Perry: Ah, great. I was really influenced by science fiction, but my tastes are quite broad. In recent years, I’ve been reading a lot on ancient cultures, particularly Greek culture. I think historical books would be my main go-to. I also like poetry. I read a little poetry, too.
TYF: What are some of your favorite poets?
Perry: Arthur Rimbaud, Baudelaire… A lot of French decadent, symbolist poets. Stéphane Mallarmé. I also love T.S. Eliot.
TYF: Oh, Eliot’s great.
Perry: Yeah, yeah.
TYF: Finally, do you have any advice for aspiring musicians or songwriters?

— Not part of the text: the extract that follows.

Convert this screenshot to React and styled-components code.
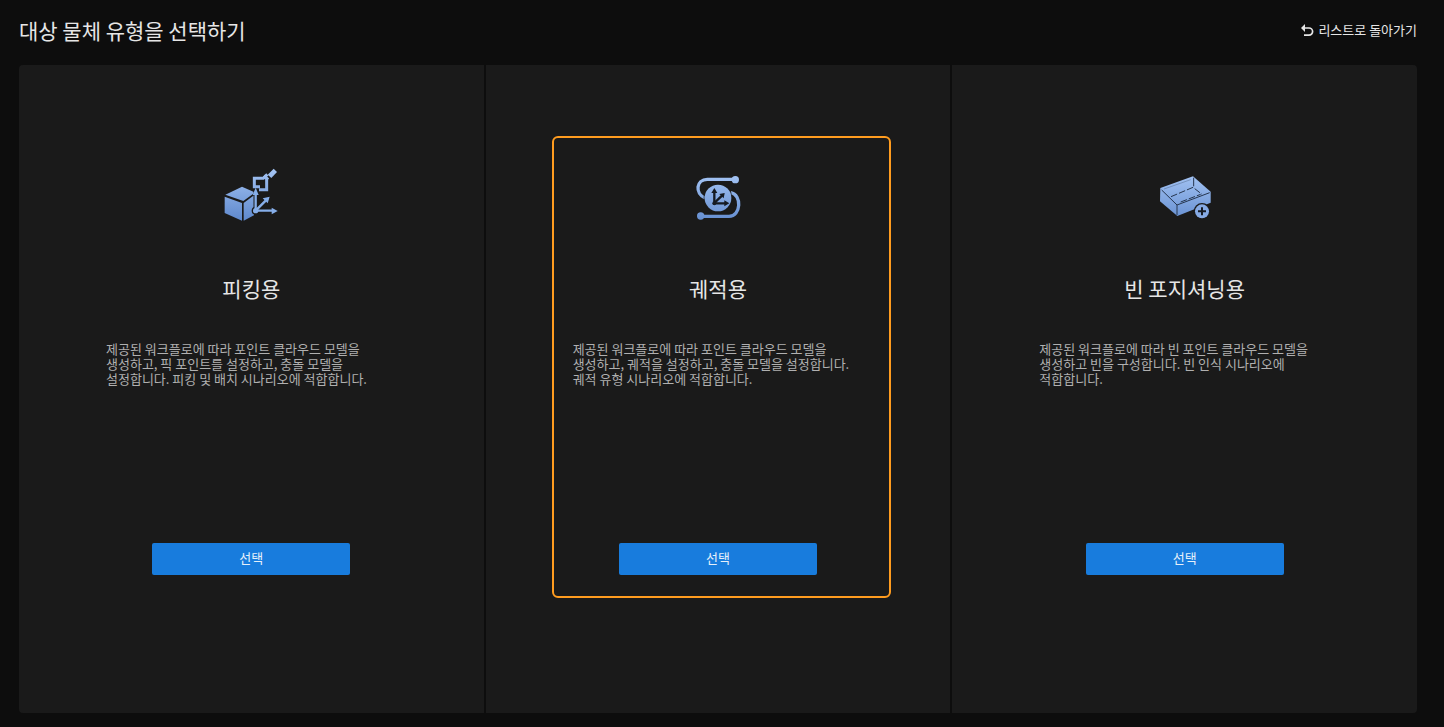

Perry: Yeah. I would just say, “Try and discover, really try and develop, your own unique voice.” By “voice,” I mean that as a metaphor for your music—what you’re singing or what kind of music you’re making. It’s really important that you identify what is special about what you do. And don’t get trapped within trying to copy what others do as a form of reference. It’s great to do that to develop your work, but don’t fall into the trap of basically just mimicking, you know. I hear a lot of music today that’s kind of a retro celebration of past music. These artists aren’t bringing anything of themselves. It just sounds like a smorgasbord of all these retro ideas pulled together, but without a unique voice at the heart of it. That’s what my advice would be. Also, just stick with it! If you’re going to do it, be prepared for the long haul. It could take 10 years, it could take 15 years, but stick with it.Don’t give up. If you’re in a beneficial situation, if you live in a society that’s going to help you achieve your dream without having to starve, then grab it and run with it.
TYF: For sure. Do you have anything else that you’d like to say before we wrap up the interview?
Perry: Not really, no. Anything you’d like to ask?
TYF: Hmm… Will you be heading towards Washington, D.C. at any point soon?
Perry: Well, next year, I’m doing a solo tour for about four and a half months of next year, and then there’s the Dead Can Dance tour for about two and a half months. So that’s a year of touring in Europe. Hopefully, in 2020, we’ll branch out and take the Dead Can Dance tour to the rest of the world. So if you can hang on… (Laughs) 2020’s the earliest, I’m afraid.